We stopped in an area of Soweto, called Motsoaledi.  In comparison to other shanty towns we visited, I felt this area was not as used to tourism.  In Motsoaledi we visited a very small pre-school with an aged play area outside.  Despite the size of the school, it accommodated many children.  As our tour guy said they would be, the residents were receptive to my class, and engaged us and offered us greetings.  Children walked and played in the streets in bare feet.  T.K. later explained that they were school children that should have been at school.  This was a contrast from another area of Soweto where I saw school children in school uniforms.
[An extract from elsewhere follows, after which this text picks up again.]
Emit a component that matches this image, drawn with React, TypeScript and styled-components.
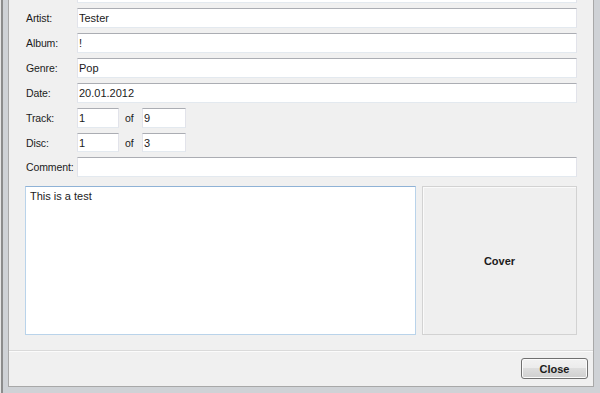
import styled, { createGlobalStyle } from "styled-components";

const GlobalStyle = createGlobalStyle`
    html, body {
        margin: 0;
        padding: 0;
        background: #e9ebee;
    }
    * {
        box-sizing: border-box;
    }
`;

const Frame = styled.div`
    width: 600px;
    height: 393px;
    display: flex;
    padding: 0 6px 6px 8px;
    background: linear-gradient(to right, #e6e6e6 0 1px, #8c8c8c 1px 3px, #cfd2d6 3px 600px);
    overflow: hidden;
    font-family: "Liberation Sans", Arial, sans-serif;
    font-size: 11px;
    color: #1b1b1b;
`;

const Dialog = styled.div`
    flex: 1;
    display: flex;
    flex-direction: column;
    background: #f0f0f0;
    border-left: 1px solid #a8a8a8;
    border-right: 1px solid #a8a8a8;
    border-bottom: 1px solid #a8a8a8;
    overflow: hidden;
`;

// scrolled a little: the first (title) row sits above the visible area
const Form = styled.div`
    flex: 1;
    display: flex;
    flex-direction: column;
    margin-top: -17px;
    padding: 0 16px 15px 16px;
`;

const FieldGrid = styled.div`
    display: grid;
    grid-template-columns: 52px 1fr;
    row-gap: 5px;
    align-items: center;
`;

const Label = styled.label`
    padding-left: 1px;
    font-size: 10.5px;
    letter-spacing: -0.1px;
    white-space: nowrap;
`;

const Input = styled.input<{ $width?: number; $height?: number }>`
    width: ${p => (p.$width ? `${p.$width}px` : "100%")};
    height: ${p => p.$height ?? 20}px;
    margin: 0;
    padding: 0 0 0 1px;
    border: 1px solid #e2e3ea;
    border-top-color: #abadb3;
    border-bottom-color: #e3e9ef;
    background: #fff;
    font-family: inherit;
    font-size: 11px;
    color: #1b1b1b;
    outline: none;
`;

const NumberRow = styled.div`
    display: flex;
    align-items: center;
`;

const Of = styled.span`
    width: 23px;
    padding-left: 6px;
    font-size: 10.5px;
`;

const Lower = styled.div`
    flex: 1;
    display: flex;
    gap: 6px;
    margin-top: 9px;
`;

const Notes = styled.textarea`
    flex: 1;
    margin: 0;
    resize: none;
    padding: 3px 4px;
    border: 1px solid #b9d3ea;
    border-top-color: #8fb2d6;
    background: #fff;
    font-family: inherit;
    font-size: 11px;
    color: #1b1b1b;
    outline: none;
`;

const Cover = styled.div`
    width: 155px;
    display: flex;
    align-items: center;
    justify-content: center;
    background: #efefef;
    border: 1px solid #d2d2d2;
    box-shadow: inset 1px 1px 0 #fafafa;
    font-weight: bold;
`;

const ButtonBar = styled.div`
    height: 36px;
    display: flex;
    justify-content: flex-end;
    align-items: flex-start;
    padding: 7px 5px 0 0;
    border-top: 1px solid #dadada;
    box-shadow: inset 0 1px 0 #fbfbfb;
`;

const Button = styled.button`
    width: 67px;
    height: 21px;
    border: 1px solid #707070;
    border-radius: 3px;
    background: linear-gradient(#f2f2f2 0%, #ebebeb 50%, #dddddd 50%, #cfcfcf 100%);
    box-shadow: inset 0 0 0 1px #fbfbfb;
    font-family: inherit;
    font-size: 11px;
    font-weight: bold;
    color: #1b1b1b;
    padding: 0;
`;

export default function App() {
    return (
        <>
            <GlobalStyle />
            <Frame>
                <Dialog>
                    <Form>
                        <FieldGrid>
                            <Label aria-label="Title" />
                            <Input defaultValue="" />
                            <Label>Artist:</Label>
                            <Input defaultValue="Tester" />
                            <Label>Album:</Label>
                            <Input defaultValue="!" />
                            <Label>Genre:</Label>
                            <Input defaultValue="Pop" />
                            <Label>Date:</Label>
                            <Input defaultValue="20.01.2012" />
                            <Label>Track:</Label>
                            <NumberRow>
                                <Input $width={42} defaultValue="1" />
                                <Of>of</Of>
                                <Input $width={44} defaultValue="9" />
                            </NumberRow>
                            <Label>Disc:</Label>
                            <NumberRow>
                                <Input $width={42} $height={19} defaultValue="1" />
                                <Of>of</Of>
                                <Input $width={44} $height={19} defaultValue="3" />
                            </NumberRow>
                            <Label>Comment:</Label>
                            <Input defaultValue="" />
                        </FieldGrid>
                        <Lower>
                            <Notes defaultValue="This is a test" />
                            <Cover>Cover</Cover>
                        </Lower>
                    </Form>
                    <ButtonBar>
                        <Button>Close</Button>
                    </ButtonBar>
                </Dialog>
            </Frame>
        </>
    );
}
It was interesting as my class reflected about some of our interactions with the children.  A female student explained how one of the young children was asking her about how many kids she had.  Such interactions helped illustrate the cultural differences we confronted.  While from a western perspective, one would not expect a college aged female to have multiple children, in Soweto this may be the norm.

I was amazed of the influence that Soweto and its inhabitants had in the opposition to Apartheid.  We visited Freedom Square, an area that houses a monument that commemorated the signing of the Freedom Charter, a guideline for which the people would base their fight against the repressive culture in the 1950s.  In the monument, the 10 pillars of the charter were written, such as, “The people shall govern, “All national groups shall have equal rights,” and “The people shall share the country’s wealth.”   Many pivotal figures in the movement against Apartheid live or lived in Soweto, such as Nelson Mandela and Desmond Tutu.  After leaving Nelson Mandela’s former house, our day concluded at the Hector Pieterson Museum.  The museum was named after 12 year old Hector Pieterson, the first student to be killed during the June 16, 1976 Soweto uprising.  The uprising was when thousands of students from Soweto marched in opposition to the government’s policy to enforce teaching in Afrikaans in the schools.  The police combated the event with violence and gun fire.  The uprising in Soweto was a pivotal moment in South Africa in the opposition against Apartheid.  Mark Mathabane recounts the event in his book, Kaffir Boy, and how the uprising in Soweto inspired students from all around to engage in the cause.  The influence of the event in Soweto reminded me of the influence of the “Greensboro Five,” the black students in Greensboro, NC, who sat in a restaurant and refused to leave without being served.  Their efforts inspired others across the country to engage in the fight for Civil Rights.

Leaving Soweto, I realized the great historical impact the township had on all of South Africa.  The people of Soweto and the events that happened there inspired the country and were influential in bringing an end to Apartheid.  Now I question, who are the current leaders in Soweto?  While Apartheid may be over, what problems still exist, and what is being done to try to resolve these problems?